The Space Between Before and After (Paperback)
William Morrow Paperbacks, 9780061452185, 416pp.
Publication Date: May 13, 2008
Forty-two and divorced, Holli Templeton has just begun to realize the pleasures of owning her life for the first time. But the experience is short-lived. Her son Conner has unexpectedly fled college in Rhode Island and moved to Texas with his troubled girlfriend, Kilian. This alone is difficult to handle, but as Holli begins to understand the depth of the girl's problems, concern turns to crisis.
Conner's situation is worsening, and as if that's not enough, Holli notices signs of serious decline in the beloved Texas grandmother who raised her. She has no choice but to leave the comfort zone of life in New York and return to her hometown in Texas to care for the people she loves.
In the tight space between these two generations, Holli initially feels lost. The journey back stirs so many unresolved hurts from her childhood. But something else happens in this uneasy homecoming. Comfort arrives in the ethereal presence of the mother long lost to her, and Holli is surprised to find that as she struggles to help her son and grandmother, the wounds of her own past begin to heal.
The space between before and after—easily the most challenging place she has ever known—begins to reveal an unanticipated hope for what the future might hold.
About the Author
Jean Reynolds Page lives with her husband and three children in Wisconsin.
Praise For The Space Between Before and After…
“[A] complex, multi-layered book. [Page] seamlessly navigates the book’s intertwining narratives and presents believable characters, at once imperfect and utterly sympathetic. Both the story’s emotional pull and intricate plot twists are sure to seduce new readers.”
— Publishers Weekly
“A complex, well-orchestrated family drama.”
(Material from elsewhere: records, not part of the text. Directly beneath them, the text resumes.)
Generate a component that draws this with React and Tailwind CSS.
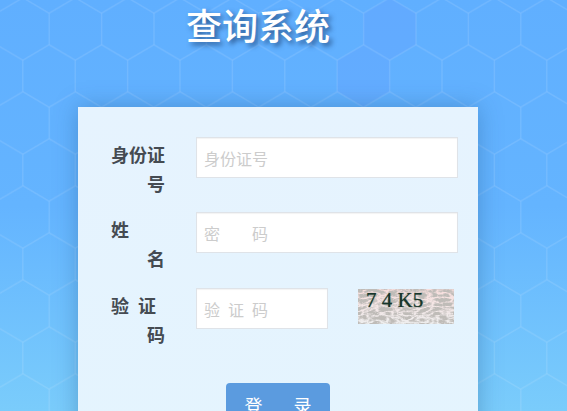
const font = { fontFamily: '"Noto Sans CJK SC", sans-serif' };

const HEX_W = 52.4;
const HEX_S = 31;
const ROW_H = 47;

function hexPoints(cx, cy) {
  const w = HEX_W / 2;
  const h = HEX_S / 2;
  return [
    [cx, cy - HEX_S],
    [cx + w, cy - h],
    [cx + w, cy + h],
    [cx, cy + HEX_S],
    [cx - w, cy + h],
    [cx - w, cy - h],
  ]
    .map((p) => p.join(","))
    .join(" ");
}

// background honeycomb, a few cells are tinted a bit darker
function HexBackground() {
  const cells = [];
  for (let row = 0; row < 10; row++) {
    for (let col = -1; col < 13; col++) {
      const cx = col * HEX_W + (row % 2 === 0 ? 49 : 23);
      const cy = row * ROW_H - 18;
      const dark = (row === 1 && col === 7) || (row === 2 && col === 6);
      cells.push(
        <polygon
          key={row + "-" + col}
          points={hexPoints(cx, cy)}
          fill={dark ? "#6a9cff" : "#ffffff"}
          fillOpacity={dark ? 0.22 : 0}
          stroke="#ffffff"
          strokeOpacity="0.06"
          strokeWidth="1.5"
        />
      );
    }
  }
  return (
    <svg className="absolute inset-0 w-full h-full" width="567" height="411">
      {cells}
    </svg>
  );
}

function Captcha() {
  return (
    <div className="relative w-[96px] h-[35px] mt-px ml-[30px] overflow-hidden">
      <svg width="96" height="35" className="block">
        <defs>
          <linearGradient id="tint" x1="0" y1="0" x2="0" y2="1">
            <stop offset="0" stopColor="#f8dedd" />
            <stop offset="1" stopColor="#eeeeee" />
          </linearGradient>
          <filter id="noise" x="0" y="0" width="100%" height="100%">
            <feTurbulence type="turbulence" baseFrequency="0.1 0.22" numOctaves="4" seed="11" />
            <feColorMatrix
              values="0 0 0 0 0.52
                      0 0 0 0 0.50
                      0 0 0 0 0.48
                      3 0 0 0 -0.42"
            />
            <feGaussianBlur stdDeviation="0.35" />
          </filter>
        </defs>
        <rect width="96" height="35" fill="url(#tint)" />
        <rect width="96" height="35" filter="url(#noise)" />
      </svg>
      <span
        className="absolute left-[8px] top-[-3px] text-[21px] leading-[28px] text-[#17352b] whitespace-pre [text-shadow:0_0_1px_rgba(20,60,40,0.7)]"
        style={{ fontFamily: '"Liberation Serif", serif' }}
      >
        7 4 K5
      </span>
    </div>
  );
}

function Label({ first, last }) {
  return (
    <div className="w-[54px] shrink-0 pt-[3px] text-[18px] leading-[29px] font-bold text-[#454b52] mr-[31px]">
      <div className="whitespace-nowrap">{first}</div>
      <div className="text-right">{last}</div>
    </div>
  );
}

const inputCls =
  "h-[41px] bg-white border border-[#dfe3e8] px-[7px] text-[16px] outline-none placeholder:text-[#cccccc] shadow-[inset_0_1px_1px_rgba(0,0,0,0.05)]";

export default function App() {
  return (
    <div
      className="relative h-screen overflow-hidden bg-gradient-to-b from-[#60afff] via-[#64b4ff] to-[#7accfb]"
      style={font}
    >
      <HexBackground />
      <div className="relative">
        <h1 className="pl-[186px] h-[107px] text-[36px] leading-[48px] font-medium text-white [text-shadow:3px_3px_5px_rgba(25,60,110,0.75)]">
          查询系统
        </h1>
        <div className="ml-[78px] w-[400px] h-[340px] pt-[30px] pl-[33px] bg-gradient-to-b from-[#e6f3fe] to-[#e4f4fe] shadow-[0_0_22px_rgba(30,80,130,0.35)]">
          <div className="flex h-[75px]">
            <Label first="身份证" last="号" />
            <input className={inputCls + " w-[262px]"} placeholder="身份证号" />
          </div>
          <div className="flex h-[76px]">
            <Label first="姓" last="名" />
            <input className={inputCls + " w-[262px]"} placeholder="密　　码" />
          </div>
          <div className="flex h-[95px]">
            <Label first={"验\u2002证"} last="码" />
            <input className={inputCls + " w-[132px]"} placeholder={"验\u2002证\u2002码"} />
            <Captcha />
          </div>
          <button className="ml-[115px] w-[104px] h-[44px] flex justify-center gap-[31px] pt-[8px] rounded-[4px] bg-[#5b9bdf] text-white text-[18px] leading-[28px]">
            <span>登</span>
            <span>录</span>
          </button>
        </div>
      </div>
    </div>
  );
}
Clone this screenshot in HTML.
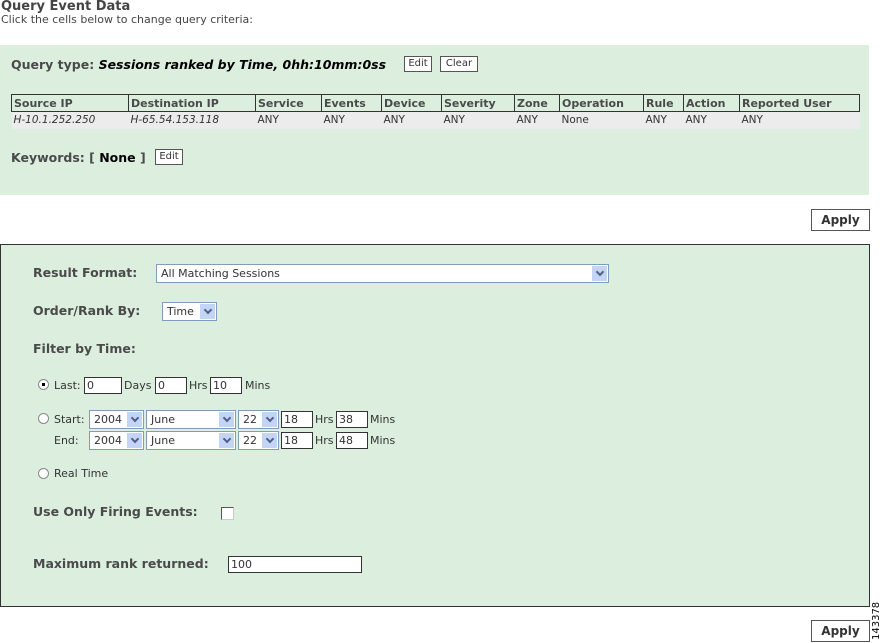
<!DOCTYPE html>
<html><head><style>
*{box-sizing:border-box;margin:0;padding:0}
body{width:886px;height:643px;background:#fff;position:relative;font-family:"DejaVu Sans",Verdana,sans-serif;font-size:11px;color:#333;overflow:hidden}
.a{position:absolute;white-space:nowrap}
.g{background:#dcefdf}
.lbl{font-weight:bold;font-size:12.5px;color:#4a4a4a}
.btn{position:absolute;border:1px solid #555;background:#fff;font-size:10px;text-align:center;color:#333}
.ab{position:absolute;border:1px solid #555;background:#fff;font-weight:bold;font-size:12px;text-align:center;line-height:20px;color:#333;width:59px;height:22px}
.inp{position:absolute;border:1px solid #333;background:#fff;height:17px;font-size:11px;padding-left:2px;line-height:15px}
.sel{position:absolute;border:1px solid #7f9db9;background:#fff;height:19px;font-size:11px;padding-left:4px;line-height:17px}
.sel::after{content:"";position:absolute;right:1px;top:1px;width:15px;height:15px;background:#c4d4f4}
.sel i{position:absolute;right:5px;top:4px;width:6px;height:6px;border-right:2px solid #4d6185;border-bottom:2px solid #4d6185;transform:rotate(45deg);z-index:2}
.rad{position:absolute;width:11px;height:11px;border-radius:50%;border:1px solid #888;background:#fff}
table{border-collapse:collapse}
td,th{font-size:10.5px;padding:0 2px;text-align:left}
th{border:1px solid #333;font-weight:bold;color:#4a4a4a;height:17px;font-size:11px}
td{height:17px;background:#ececec}
</style></head><body>
<div class="a" style="left:1px;top:-1px;font-weight:bold;font-size:13px;color:#444">Query Event Data</div>
<div class="a" style="left:1px;top:13px;color:#444">Click the cells below to change query criteria:</div>

<div class="a g" style="left:0;top:45px;width:869px;height:150px"></div>
<div class="a lbl" style="left:11px;top:57px">Query type: <span style="font-style:italic;color:#000;font-size:12.5px">Sessions ranked by Time, 0hh:10mm:0ss</span></div>
<div class="btn" style="left:404px;top:56px;width:28px;height:16px;line-height:14px">Edit</div>
<div class="btn" style="left:440px;top:56px;width:38px;height:16px;line-height:14px">Clear</div>
<table class="a" style="left:11px;top:94px;width:849px">
<tr><th style="width:117px">Source IP</th><th style="width:127px">Destination IP</th><th style="width:66px">Service</th><th style="width:60px">Events</th><th style="width:60px">Device</th><th style="width:73px">Severity</th><th style="width:45px">Zone</th><th style="width:84px">Operation</th><th style="width:40px">Rule</th><th style="width:56px">Action</th><th>Reported User</th></tr>
<tr><td><i>H-10.1.252.250</i></td><td><i>H-65.54.153.118</i></td><td>ANY</td><td>ANY</td><td>ANY</td><td>ANY</td><td>ANY</td><td>None</td><td>ANY</td><td>ANY</td><td>ANY</td></tr>
</table>
<div class="a lbl" style="left:11px;top:150px">Keywords: [ <span style="color:#000">None</span> ]</div>
<div class="btn" style="left:155px;top:149px;width:28px;height:16px;line-height:14px">Edit</div>

<div class="ab" style="left:811px;top:209px">Apply</div>

<div class="a g" style="left:0;top:244px;width:870px;height:363px;border:1px solid #333"></div>
<div class="a lbl" style="left:33px;top:265px">Result Format:</div>
<div class="sel" style="left:156px;top:264px;width:453px">All Matching Sessions<i></i></div>
<div class="a lbl" style="left:33px;top:303px">Order/Rank By:</div>
<div class="sel" style="left:162px;top:302px;width:55px">Time<i></i></div>
<div class="a lbl" style="left:33px;top:341px">Filter by Time:</div>

<div class="rad" style="left:38px;top:379px"><div style="position:absolute;left:3px;top:3px;width:3px;height:3px;background:#000"></div></div>
<div class="a" style="left:54px;top:379px">Last:</div>
<div class="inp" style="left:84px;top:377px;width:38px">0</div>
<div class="a" style="left:124px;top:379px">Days</div>
<div class="inp" style="left:155px;top:377px;width:32px">0</div>
<div class="a" style="left:189px;top:379px">Hrs</div>
<div class="inp" style="left:210px;top:377px;width:32px">10</div>
<div class="a" style="left:245px;top:379px">Mins</div>

<div class="rad" style="left:38px;top:413px"></div>
<div class="a" style="left:54px;top:413px">Start:</div>
<div class="a" style="left:54px;top:434px">End:</div>
<div class="sel" style="left:89px;top:410px;width:55px">2004<i></i></div>
<div class="sel" style="left:146px;top:410px;width:90px">June<i></i></div>
<div class="sel" style="left:238px;top:410px;width:41px">22<i></i></div>
<div class="inp" style="left:281px;top:411px;width:32px">18</div>
<div class="a" style="left:315px;top:413px">Hrs</div>
<div class="inp" style="left:336px;top:411px;width:32px">38</div>
<div class="a" style="left:370px;top:413px">Mins</div>
<div class="sel" style="left:89px;top:431px;width:55px">2004<i></i></div>
<div class="sel" style="left:146px;top:431px;width:90px">June<i></i></div>
<div class="sel" style="left:238px;top:431px;width:41px">22<i></i></div>
<div class="inp" style="left:281px;top:432px;width:32px">18</div>
<div class="a" style="left:315px;top:434px">Hrs</div>
<div class="inp" style="left:336px;top:432px;width:32px">48</div>
<div class="a" style="left:370px;top:434px">Mins</div>

<div class="rad" style="left:38px;top:468px"></div>
<div class="a" style="left:54px;top:467px">Real Time</div>

<div class="a lbl" style="left:33px;top:504px">Use Only Firing Events:</div>
<div class="a" style="left:221px;top:507px;width:13px;height:13px;border:1px solid #555;border-right-color:#ccc;border-bottom-color:#ccc;background:#fff"></div>
<div class="a lbl" style="left:33px;top:556px">Maximum rank returned:</div>
<div class="inp" style="left:228px;top:556px;width:134px">100</div>

<div class="ab" style="left:811px;top:620px">Apply</div>
<div class="a" style="left:871px;top:640px;transform:rotate(-90deg);transform-origin:0 0;font-size:10px;color:#000">143378</div>
</body></html>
— Seattle Post-Intelligencer
“A very character-driven novel. [...] Each one of Page’s creations is a rounded and complex person you can sympathize and easily connect with. As a result, [The Space Between Before and After] is a touching, sometimes heart-wrenching, read.
Conversation Starters from ReadingGroupChoices.com
Kilian, a young woman living with cystic fibrosis, is a central character in the novel. In what ways does learning of this condition alter Holli’s response to her son’s relationship with Kilian? How would you react if your child became involved with someone living with a serious medical condition?
When she marries Harrison, Hollyanne changes her name to Holli. Why did she make this decision and what is she trying to accomplish? Do you think she succeeds?
What individual motivations draw Raine and Georgia together in friendship? How does the relationship evolve with time? Is Holli right to resent Raine’s attachment to Georgia?
When the facts of Celia’s death are revealed to Holli by Grandma Raine, they absolve Georgia, and to a certain extent Ray, of responsibility for the loss of Celia and the baby. Even in light of this, Holli cannot let go of her anger toward Georgia. What other factors play into Holli’s feelings about her stepmother? Are they valid?
Holli is terribly upset when she learns of Kilian’s pregnancy. She has great concern over the impact a baby would have on Conner’s life, and she admits to herself that she wants there to be some “medical, if not moral” reason for the pregnancy to be terminated. Given this, why is she devastated by the news that Kilian has ended the pregnancy?
Why did Kilian lie about having the abortion? Do you think she did this to protect Conner, or were her reasons self-serving?
How do you feel about Grandma Raine’s “visitations” with her lost daughter and, likewise, Holli’s occasional, strong sense of her mother’s presence? Do you believe that spiritual elements of those we love remain among us?
How responsible is Harrision for the break-up of his marriage to Holli? Did Holli’s childhood baggage drive the demise of their relationship, or were her reactions to Harrison’s behavior in the marriage appropriate?
In spite of the fact that Tina was the result of Ray’s infidelity with Georgia, Holli adores her stepsister and develops a life-long bond with the younger woman. What accounts for Holli’s lack of resentment—and in fact her abiding devotion—towards a sibling who was the product of such painful circumstances?
Significant events in Holli’s family run parallel with flashpoints involving human exploration in space. How do you think the triumphs and tragedies of NASA affect us as a nation? What do they represent in our cultural identity?